Have you ever noticed how everyone these days is an advocate?
“I’m an advocate for mental health.”
“I advocate for climate justice.”
“I’m a passionate advocate for human rights.”
Oh really? You advocate, do you? Well bravo, Gandhi. Tell me, what exactly does that mean? You posted an infographic on Instagram with a pastel background and a tear emoji? That’s not advocacy. That’s branding with a side of moral seasoning.
Let’s stop pretending the word advocate actually means anything anymore. It used to stand for action. Marches, meetings, raising money, maybe a night or two in jail for the cause. Now? It just means you’ve heard of a problem and you’re not a total asshole about it.
Being not awful isn’t advocacy. It’s the baseline requirement of being a human being. You don’t get a trophy for not cheering on child labor. You don’t earn a sash for believing all races should be treated equally. That’s called having a soul, not being a social justice superhero.
The truth is, most people claiming to advocate for something aren’t doing jack shit. They’re not organizing, not fundraising, not knocking on doors. Hell, half of ’em can’t even be bothered to vote. But they’ve got the hashtags down cold. Just enough performative outrage to make their bottomless mimosa posts look woke adjacent.
And look, I’m not judging from some moral high ground here. I’ve done more marching around my apartment looking for my phone than I have in the name of justice. I once gave ten bucks to a post-Katrina GoFundMe and told everyone about it like I personally drained the floodwaters. I’m not the moral authority here. But at least I’m honest about it.
Here’s a radical thought: instead of saying you’re an advocate, try being one. Donate. Volunteer. Learn something beyond that one ProPublica article you skimmed in a Lyft. Or, this is wild, just shut up about how good you are and go be good.
Because if I hear one more influencer say they’re “advocating for world peace” in front of a ring light while sipping cucumber water in a fucking robe at a 5-star resort, I’m gonna snap and start advocating for mandatory gag orders on clout-chasing hypocrites. Starting yesterday.
So yeah, maybe let’s retire the word. It’s tired. It’s bloated. It’s the “Live, Laugh, Love” of activism. Just say you give a shit, and act like it.

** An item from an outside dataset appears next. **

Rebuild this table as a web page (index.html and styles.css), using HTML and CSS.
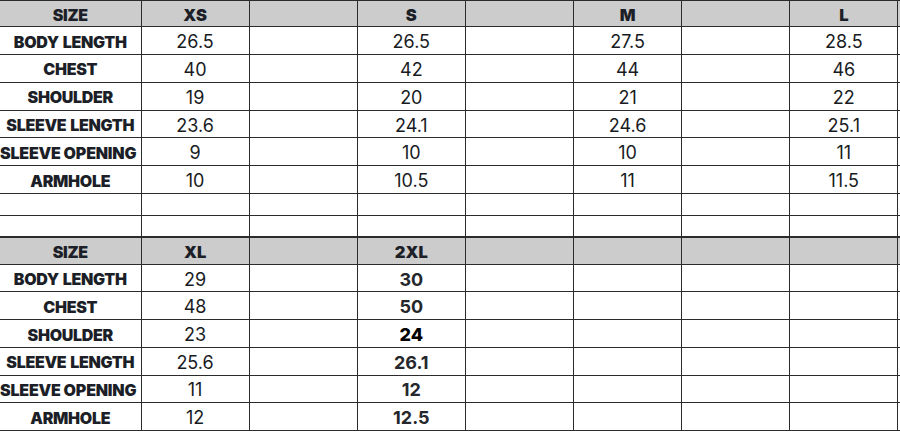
FILE: index.html
```html
<!DOCTYPE html>
<html>
<head>
<meta charset="utf-8">
<link rel="stylesheet" href="styles.css">
</head>
<body>
<div class="sheet">
  <div class="row head">
    <div class="cell lab">SIZE</div><div class="cell hv">XS</div><div class="cell"></div><div class="cell hv">S</div><div class="cell"></div><div class="cell hv">M</div><div class="cell"></div><div class="cell hv">L</div><div class="cell end"></div>
  </div>
  <div class="row">
    <div class="cell lab">BODY LENGTH</div><div class="cell">26.5</div><div class="cell"></div><div class="cell">26.5</div><div class="cell"></div><div class="cell">27.5</div><div class="cell"></div><div class="cell">28.5</div><div class="cell end"></div>
  </div>
  <div class="row">
    <div class="cell lab">CHEST</div><div class="cell">40</div><div class="cell"></div><div class="cell">42</div><div class="cell"></div><div class="cell">44</div><div class="cell"></div><div class="cell">46</div><div class="cell end"></div>
  </div>
  <div class="row">
    <div class="cell lab">SHOULDER</div><div class="cell">19</div><div class="cell"></div><div class="cell">20</div><div class="cell"></div><div class="cell">21</div><div class="cell"></div><div class="cell">22</div><div class="cell end"></div>
  </div>
  <div class="row">
    <div class="cell lab">SLEEVE LENGTH</div><div class="cell">23.6</div><div class="cell"></div><div class="cell">24.1</div><div class="cell"></div><div class="cell">24.6</div><div class="cell"></div><div class="cell">25.1</div><div class="cell end"></div>
  </div>
  <div class="row">
    <div class="cell lab wide">SLEEVE OPENING</div><div class="cell">9</div><div class="cell"></div><div class="cell">10</div><div class="cell"></div><div class="cell">10</div><div class="cell"></div><div class="cell">11</div><div class="cell end"></div>
  </div>
  <div class="row">
    <div class="cell lab">ARMHOLE</div><div class="cell">10</div><div class="cell"></div><div class="cell">10.5</div><div class="cell"></div><div class="cell">11</div><div class="cell"></div><div class="cell">11.5</div><div class="cell end"></div>
  </div>
  <div class="row blank">
    <div class="cell"></div><div class="cell"></div><div class="cell"></div><div class="cell"></div><div class="cell"></div><div class="cell"></div><div class="cell"></div><div class="cell"></div><div class="cell end"></div>
  </div>
  <div class="row blank thick">
    <div class="cell"></div><div class="cell"></div><div class="cell"></div><div class="cell"></div><div class="cell"></div><div class="cell"></div><div class="cell"></div><div class="cell"></div><div class="cell end"></div>
  </div>
  <div class="row head head2">
    <div class="cell lab">SIZE</div><div class="cell hv">XL</div><div class="cell"></div><div class="cell hv">2XL</div><div class="cell"></div><div class="cell"></div><div class="cell"></div><div class="cell"></div><div class="cell end"></div>
  </div>
  <div class="row r2">
    <div class="cell lab">BODY LENGTH</div><div class="cell">29</div><div class="cell"></div><div class="cell bold">30</div><div class="cell"></div><div class="cell"></div><div class="cell"></div><div class="cell"></div><div class="cell end"></div>
  </div>
  <div class="row r2">
    <div class="cell lab">CHEST</div><div class="cell">48</div><div class="cell"></div><div class="cell bold">50</div><div class="cell"></div><div class="cell"></div><div class="cell"></div><div class="cell"></div><div class="cell end"></div>
  </div>
  <div class="row r2">
    <div class="cell lab">SHOULDER</div><div class="cell">23</div><div class="cell"></div><div class="cell bold black">24</div><div class="cell"></div><div class="cell"></div><div class="cell"></div><div class="cell"></div><div class="cell end"></div>
  </div>
  <div class="row r2">
    <div class="cell lab">SLEEVE LENGTH</div><div class="cell">25.6</div><div class="cell"></div><div class="cell bold">26.1</div><div class="cell"></div><div class="cell"></div><div class="cell"></div><div class="cell"></div><div class="cell end"></div>
  </div>
  <div class="row r2">
    <div class="cell lab wide">SLEEVE OPENING</div><div class="cell">11</div><div class="cell"></div><div class="cell bold">12</div><div class="cell"></div><div class="cell"></div><div class="cell"></div><div class="cell"></div><div class="cell end"></div>
  </div>
  <div class="row r2">
    <div class="cell lab">ARMHOLE</div><div class="cell">12</div><div class="cell"></div><div class="cell bold">12.5</div><div class="cell"></div><div class="cell"></div><div class="cell"></div><div class="cell"></div><div class="cell end"></div>
  </div>
</div>
</body>
</html>
```
FILE: styles.css
```css
html, body {
  margin: 0;
  padding: 0;
  background: #ffffff;
}
body {
  width: 900px;
  height: 433px;
  overflow: hidden;
}
.sheet {
  width: 900px;
  border-top: 1.5px solid #2b2b2b;
  font-family: Inter, "Liberation Sans", sans-serif;
  color: #181b22;
}
.row {
  display: grid;
  grid-template-columns: 141.5px repeat(7, 108.14px) 1fr;
  height: 27.8px;
  box-sizing: border-box;
  border-bottom: 1.5px solid #2b2b2b;
}
.row.head {
  height: 26.25px;
  background: #cccccc;
}
.row.head2 {
  height: 26.3px;
}
.row.r2 {
  height: 27.73px;
}
.row.blank {
  height: 22.2px;
}
.row.thick {
  border-bottom-width: 2.5px;
}
.cell {
  box-sizing: border-box;
  border-right: 1.5px solid #2b2b2b;
  display: flex;
  align-items: center;
  justify-content: center;
  padding-top: 2px;
  font-size: 18px;
  font-weight: 400;
  white-space: nowrap;
  overflow: visible;
}
.cell.end {
  border-right: none;
}
.lab {
  font-weight: 900;
  font-size: 16px;
  letter-spacing: -0.3px;
  word-spacing: 1px;
  color: #1c1f27;
}
.lab.wide {
  justify-content: flex-start;
  letter-spacing: -0.2px;
  word-spacing: 0;
}
.hv {
  font-weight: 900;
  font-size: 16.5px;
  color: #1c1f27;
}
.bold {
  font-weight: 700;
  color: #25272c;
}
.black {
  font-weight: 800;
  color: #000000;
}
```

And hey, if you are out there doing the real work? You don’t need to call yourself an advocate. We’ll know. We’ll see it. And we’ll thank you. Hell, maybe we’ll even join you. Right after we finish TikTok-ing brunch.
Advocate is so yesterday. I'm an influencer :-) It means I get money
You’re expressing frustration with the vacuity of modern American culture Dan. Imagine that! Wilde noted about America: it’s the only country that moved from barbarism to decadence without civilization in between.
Activist “marches” for this or that seem from outside the American bubble to be more like company picnics. Get togethers that reinforce belief systems. It’s a nice day with like minds and ready made signs provided. It hasn’t seen real protest in decades. Nowadays such things are bankrolled by one or another NGO, the signs and slogans manufactured for distribution. It’s pathetic to see it from afar, insulated as I am from any coterie of like believers in the cause of the day. My standard advice is believe as little as possible.
Personal advocacy, as you note, is like rooting for the Phils. It identifies you; adds justification for your existence, as if that’s needed.
I like the Asian approach, the Thai way of “being”, I know best. Things are pretty simple. What path do you do take for cooperation not confrontation; anathema the latter, community feeling the former. There’s a few well known and taught rules for it; Buddha taught, he did not mandate. You do not burn in hell if you fail, you suffer a thousand small things all your life if you don’t understand. There’s some things to keep in mind if happiness matters more than awareness of your own worthiness.
What happiness is left for America? I don’t know. It seems to be over ripened earnestness without substance. Cotton candy. Subtract the earnestness and add right intent would say the Buddha. I’m just referencing he, not advocating).“Jai yen yen”say the Thai…calm calm your spirit. Simple advice that conjures poetic beauty.
I understand your frustration with the far from universal modern mania you describe. America is filled with people that understand right intent, right speak, right think, right work, but not as so called human rights, or even Buddha think. It’s more about being good and fostering cooperation together. There’s ways to mitigate the struggle of being. Is “advocacy of“ useful for it. Or, in the face of so much struggle and suffering, does “calm calm your spirit” help getting along a bit more quietly and politely.
I do not advocate this as a political or social doctrine, and ertainly don’t advocate we be Buddhists. I simply mention some interesting counterpoints to advocacy of as path forward. It’s just a thought that you made me think. There is no free will is there. Thus, the entire modern miasma of American earnestly held belief sponsored. cultivated, sloganized, for the cause of the month by interests, NGOs, lobbyists. You think you own the belief?